In 1956 a paper entitled The Magical Number Seven Plus or Minus Two saw the light. It was destined to become a classic in cognitive psychology. In it, George A. Miller argued that human short-term memory is limited to seven units of information. The 7 was just an approximation, which is why Miller added the cautious plus-or-minus-two.
In 1993 my former colleague Anders Ericsson wrote a much-cited paper in which he argued that minimally 10 years of deliberate practice are required to achieve expertise in a domain, an idea that was popularized by Malcolm Gladwell.
It is rare to tie psychological performance to a number, but Miller’s proposal is modest, as is Ericsson’s. The numbers are not claimed to be exact and are derived in a straightforward way from the data.
There is another number in psychology that makes a lot less sense: the number 2.9013. It represents the ratio between positive emotions and negative emotions that an individual or a group expresses within a given period of time. How did this number get to be so exact, with no less than four decimals? I mean it’s not 3 plus or minus 2 but it’s exactly 2.9013! The number is based on a set of differential equations used to model fluid dynamics.
According to a paper by Frederickson and Losada (2005) there is a tipping point in the ratio between positive and negative emotions. Below the tipping point (e.g., if your ratio is 2.8593) you are languishing and above the tipping point you are flourishing (up to 11.6346, after which things take a turn for the worse again). 2.9013 has become known as the positivity ratio.

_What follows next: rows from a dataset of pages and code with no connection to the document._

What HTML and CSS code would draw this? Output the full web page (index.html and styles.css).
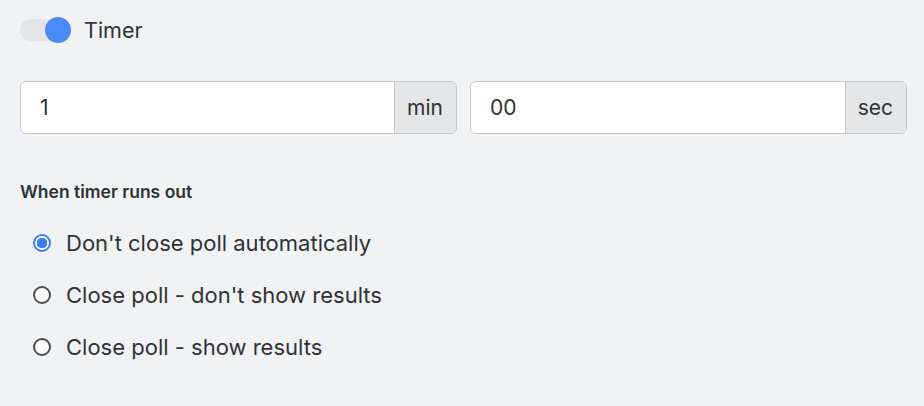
FILE: index.html
```html
<!DOCTYPE html>
<html lang="en">
<head>
  <meta charset="UTF-8" />
  <title>Poll Timer</title>
  <link rel="stylesheet" href="styles.css">
</head>
<body>
  <div class="timer-panel">
    <label class="toggle-row">
      <span class="switch"><span class="knob"></span></span>
      <span class="toggle-label">Timer</span>
    </label>

    <div class="time-inputs">
      <div class="input-group">
        <input type="text" value="1">
        <span class="addon">min</span>
      </div>
      <div class="input-group">
        <input type="text" value="00">
        <span class="addon">sec</span>
      </div>
    </div>

    <h4 class="section-title">When timer runs out</h4>

    <div class="options">
      <label class="option">
        <input type="radio" name="runout" checked>
        <span>Don't close poll automatically</span>
      </label>
      <label class="option">
        <input type="radio" name="runout">
        <span>Close poll - don't show results</span>
      </label>
      <label class="option">
        <input type="radio" name="runout">
        <span>Close poll - show results</span>
      </label>
    </div>
  </div>
</body>
</html>
```

FILE: styles.css
```css
body {
  margin: 0;
  background: #f1f2f4;
  font-family: Inter, "Noto Sans", sans-serif;
  color: #2f3237;
}

.timer-panel {
  padding: 17px 17px 0 20px;
}

.toggle-row {
  display: flex;
  align-items: center;
  gap: 14px;
  height: 26px;
}

.switch {
  position: relative;
  width: 50px;
  height: 22px;
  border-radius: 11px;
  background: #e4e5e8;
}

.knob {
  position: absolute;
  right: -1px;
  top: -2px;
  width: 26px;
  height: 26px;
  border-radius: 50%;
  background: #4a8af4;
}

.toggle-label {
  font-size: 21.5px;
  line-height: 24px;
}

.time-inputs {
  display: flex;
  gap: 13px;
  margin-top: 38px;
}

.input-group {
  flex: 1;
  display: flex;
  height: 53px;
  border: 1px solid #c3c7cc;
  border-radius: 6px;
  overflow: hidden;
  box-sizing: border-box;
}

.input-group input {
  flex: 1;
  min-width: 0;
  border: none;
  outline: none;
  padding: 0 19px;
  font-family: inherit;
  font-size: 21px;
  color: #2f3237;
  background: #fff;
}

.addon {
  display: flex;
  align-items: center;
  padding: 0 13px 0 12px;
  border-left: 1px solid #c3c7cc;
  background: #e4e5e7;
  font-size: 21px;
  color: #2f3237;
}

.section-title {
  margin: 48px 0 0;
  font-size: 17.5px;
  font-weight: 600;
  line-height: 20px;
}

.options {
  margin-top: 15px;
}

.option {
  display: flex;
  align-items: center;
  gap: 15px;
  height: 52px;
  padding-left: 13px;
  font-size: 22px;
}

.option input {
  appearance: none;
  margin: 0;
  width: 18px;
  height: 18px;
  border: 2px solid #4a4d52;
  border-radius: 50%;
  background: #fff;
  box-sizing: border-box;
}

.option input:checked {
  border-color: #3b7ff3;
  background: radial-gradient(circle, #3b7ff3 0 5px, #fff 5.5px);
}
```
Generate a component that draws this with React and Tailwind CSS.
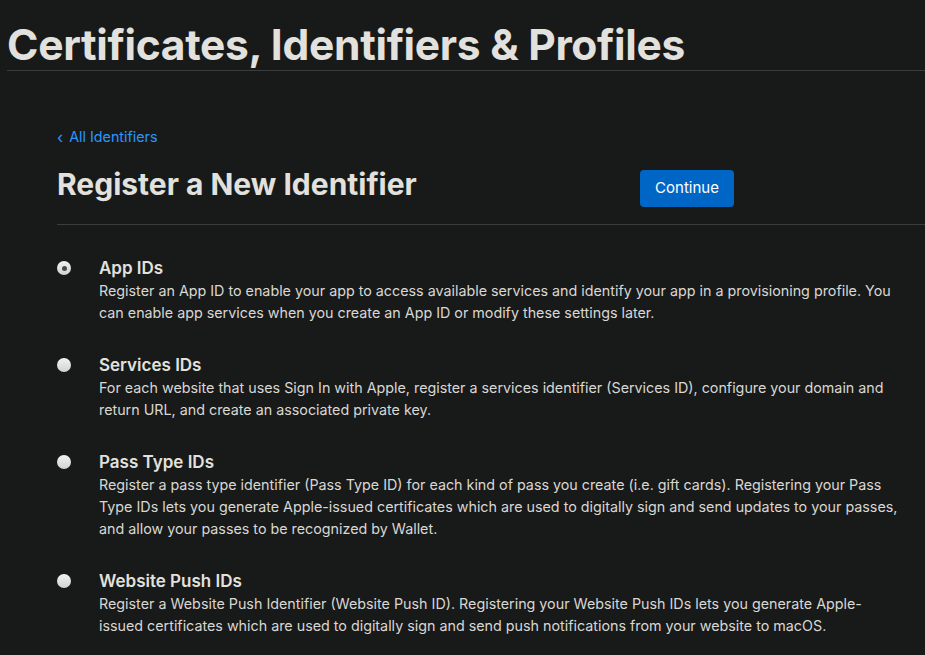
import React, { useState } from 'react';

const items = [
  {
    id: 'app',
    title: 'App IDs',
    text: 'Register an App ID to enable your app to access available services and identify your app in a provisioning profile. You can enable app services when you create an App ID or modify these settings later.',
  },
  {
    id: 'services',
    title: 'Services IDs',
    text: 'For each website that uses Sign In with Apple, register a services identifier (Services ID), configure your domain and return URL, and create an associated private key.',
  },
  {
    id: 'pass',
    title: 'Pass Type IDs',
    text: 'Register a pass type identifier (Pass Type ID) for each kind of pass you create (i.e. gift cards). Registering your Pass Type IDs lets you generate Apple-issued certificates which are used to digitally sign and send updates to your passes, and allow your passes to be recognized by Wallet.',
  },
  {
    id: 'push',
    title: 'Website Push IDs',
    text: 'Register a Website Push Identifier (Website Push ID). Registering your Website Push IDs lets you generate Apple-issued certificates which are used to digitally sign and send push notifications from your website to macOS.',
  },
];

const Radio = ({ checked, onClick }) => (
  <button
    onClick={onClick}
    className="mt-[5px] w-[14px] h-[14px] rounded-full bg-gradient-to-b from-[#f2f2f2] to-[#d2d2d2] flex items-center justify-center shrink-0"
  >
    {checked && <span className="w-[5px] h-[5px] rounded-full bg-[#4a4a4a]" />}
  </button>
);

const App = () => {
  const [selected, setSelected] = useState('app');

  return (
    <div className="min-h-screen bg-[#181a1a] text-[#e3e1dd] font-['Inter',sans-serif] overflow-hidden">
      <header className="pl-[7px] pt-[21px]">
        <h1 className="text-[42.5px] leading-[48px] font-bold tracking-[-0.3px] pb-[1px] border-b border-[#3b3c3c] whitespace-nowrap">
          Certificates, Identifiers &amp; Profiles
        </h1>
      </header>

      <main className="pl-[57px] pt-[56px]">
        <a href="#" className="text-[14.3px] leading-[20px] text-[#2997ff] flex items-center gap-[6px]">
          <span className="text-[16px]">‹</span>
          All Identifiers
        </a>

        <div className="flex items-start border-b border-[#3b3c3c] pt-[19px] pb-[17px] w-[868px]">
          <h2 className="w-[583px] text-[30px] leading-[36px] font-bold">Register a New Identifier</h2>
          <button className="mt-[4px] w-[94px] h-[37px] rounded-[4px] bg-[#0066c5] text-white text-[15px] font-['Inter',sans-serif]">
            Continue
          </button>
        </div>

        <ul className="pt-[31px] flex flex-col gap-[29px] w-[844px]">
          {items.map((item) => (
            <li key={item.id} className="flex gap-[28px]">
              <Radio checked={selected === item.id} onClick={() => setSelected(item.id)} />
              <div>
                <div className="text-[17px] leading-[24px] font-semibold">{item.title}</div>
                <p className="text-[14.3px] leading-[22px] text-[#d9d7d3]">{item.text}</p>
              </div>
            </li>
          ))}
        </ul>
      </main>
    </div>
  );
};

export default App;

There is only one problem. The math behind 2.9013 and 11.6346 has recently been demonstrated by Brown and colleagues to be entirely fanciful. To make matters worse, the reasoning that the math gave rise to was also flawed.
|Fredrickson & Losada's (2005) Butterfly Plot|
The paper by Frederickson and Losada has been cited 970 times on Google scholar (as of July 19, 2013), which is a very high number for a psychology article. Hindsight is 20/20 and I was not aware of the positivity ratio before I read the Brown et al. article—so we must take what I’m saying here with a grain of salt—but I found it shocking that so many researchers had apparently forgotten to put on their critical thinking caps when they cited this article. Why did they fall for the positivity ratio? (I don't mean the general idea, which seems plausible enough, but the exact ratio and its origin in fluid dynamics.) Here are some reasons why this might have happened.
(1) Physics envy. At heart, all social scientists want to be natural scientists and so if natural scientists use differential equations to do cool stuff, they want to use them too.
(2) A desire for simplicity. How nice when everything and everyone can be reduced to a single number. We all have our BMIs and IQ,s if we are baseball hitters our RBIs and OBPs, if we are chess players our ELO-ratings, if we are researchers our H-Indexes, if we are earthquakes our Richter scale scores, and if we are scientific journals our impact factors. So why can’t we have a positivity ratio as well?
(3) A desire to see order in nature. The universe has yielded to scientific inquiry. Just as the elements let themselves be herded beautifully into the Periodic Table, so human emotional well-being can be cordoned off between two numerical boundaries.
(4) The desire to see all things connected. The positivity ratio was derived from a model of fluid dynamics. Apparently, the same set of equations that can be used to describe convective flow in fluids can be used to derive the upper and lower limits of emotional well-being. This gives a sense of profundity: the researchers have really hit on something fundamental to human existence here. It appears that Losada was so taken with the correspondence between fluid dynamics and emotional dynamics that he took his own metaphor literally, which resulted in a bizarre line of reasoning. He used a parameter in his model that expresses the ratio between buoyancy and viscosity in fluids. In the performance of the teams of workers he had observed, he noticed an interaction between what he described (entirely metaphorically of course) as buoyancy and viscosity. High-performance teams operated in a buoyant atmosphere whereas low-performance teams could be characterized as being stuck in a viscous atmosphere highly resistant to flow.
In her response to the Brown et al. article, Frederickson swiftly relinquishes the tipping point and distances herself from Losada’s mathematical modeling. She notes that Losada did not want to respond to the Brown et al. article. This left her to defend the questionable math for which she was not responsible, so it is perfectly understandable that her positivity ratio dipped significantly below 2.9013 and that she threw her erstwhile co-author under the bus.
Frederickson argues that there are three components to her 2005 paper with Losada: (1) theory, (2) empirical evidence, and (3) mathematical modeling. Without the mathematical modeling, the first two remain. Frederickson is right that it is common for psychology to only have theory and empirical data. But one has to wonder whether the work would have had the impact it has had without the mathematical model. One also has to wonder what the relevance of the model to the theory is if it can be jettisoned so easily and why it was included in the first place.
So what lessons can we draw from this latest kerfuffle in social psychology? We should be cautious whenever someone claims a psychological phenomenon can be captured in a number, especially when it has a lot of decimals. And we should keep our physics envy in check. We should also be wary of “deep truths” and of our inclination to see connections everywhere.